The picture is immensely blessed to have Redford and
Fonda as its stars, and, in delightful support, character actor, Mildred
Natwicke, and the legendary, Charles Boyer. Natwicke and Boyer are old hams,
properly cured and expertly evolved. Given Simon’s material, they positively
glow as the awkwardly united geriatric lovers of the piece. As for Redford, he
had cut his teeth as the original star of the Broadway show, and emerges in the
movie even more acutely aware that his role as stuffy attorney, Paul Bratter stirred
by wife, Corie’s (Fonda) unhinged joie de vivre, is, in fact, playing second
fiddle, not only to Fonda’s emerging and liberated gal/pal – soon to blossom
into her own woman – but also Natwicke, as Corie’s daft mum, Ethel Banks, and
Boyer’s penniless and eccentric bon vivant, Victor Velasco. If anything,
Redford’s WASP is the anchor role in Simon’s sea of social misfits, and Paul’s alcoholic
implosion at the end of the picture marginally throws off the balance of the
piece. If coming from the disadvantage of not having starred in the play, Fonda
nevertheless was well-versed in its artistic milieu, having appeared in Peter
Tewksbury’s Sunday in New York (1963) – in many ways, though only in hindsight,
a rather shameless movie rip-off of ‘Barefoot’, then running live
on Broadway.
It is the situations and the badinage that matter most
in Barefoot in the Park’s movie reboot and Saks, distinctly aware he is
micromanaging a rigidly structured stagecraft, gingerly massages the details to
allow the audience to bask in Simon’s prose while only occasionally lending out
the flavor of New York to enjoy as well. So, the picture opens with a brisk
carriage ride through Central Park under the main titles, and then, a preamble
at the famed Plaza Hotel where – presumably – the newlyweds spend six blissful days
in carnal experimentation before reality settles in and the move to their more permanent
tenement, five-breathless flights up to a cramped bachelor’s apartment, begins causing
friction for the ‘happy couple’. From
the moment Saks introduces us to this dingy little hovel, complete with rusty
plumbing and a gaping hole in the skylight, the actors play most of their
scenes with few cuts, allowing for continuity in their barb-loaded interactions.
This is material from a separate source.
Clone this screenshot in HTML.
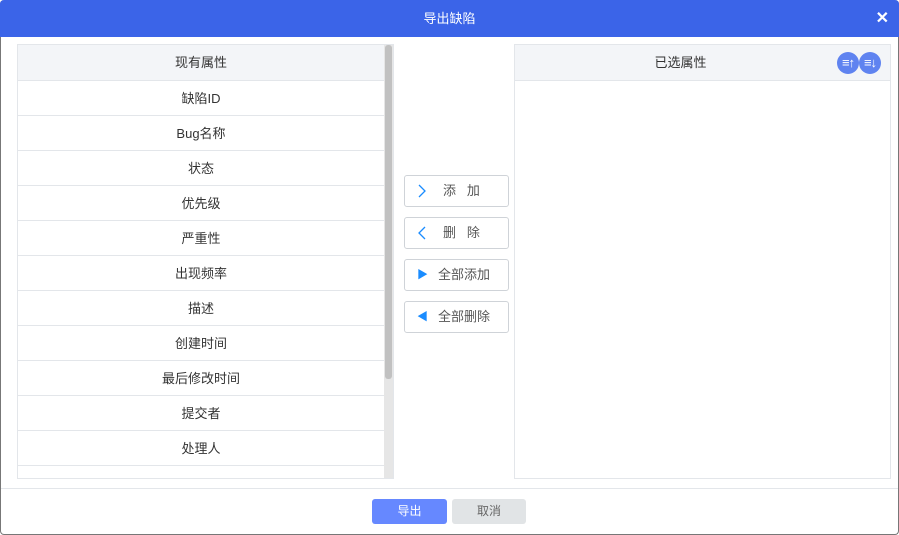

In between, we get Herb Edelman as befuddled Bell telephone installer, Harry
Pepper, and a flash of Mabel Albertson as Corie’s Aunt Harriet, also, Fritz
Feld as the proprietor of an Albanian restaurant on Staten Island – one of only
a handful of vignettes that do not take place in Brad and Corie’s flat.
Barefoot in the Park opens with Corie’s exuberant
declaration, tossing her bridal bouquet to a cop from a carriage in Central
Park. Corie has only just wed handsome lawyer, Paul Bratter, a decidedly more
reserved fellow. After their week-long honeymoon at the Plaza, the couple move
into their decaying Greenwich Village apartment. Corie blissfully decorates the
leaky/creaky rooms, while overlooking the realities of the place; namely, it
lacks proper heating and has a gaping hole in the ceiling. Paul is willing to
overlook Corie’s devil-may-care ineptitude. He really does love her. And Corie’s
mother, the affluent but reserved Ethel is circumspect about revealing her truer
impressions regarding their humble abode. Paul goes to work and wins his first
big case. Corie is ecstatic and proud. But Paul is a realist. The client is
penniless and thus the win does not equate to any remuneration to benefit his
meager standing. At the same time, Paul begins to get suspicious about his
neighbors, learning their building is populated by a menagerie of weird outcasts.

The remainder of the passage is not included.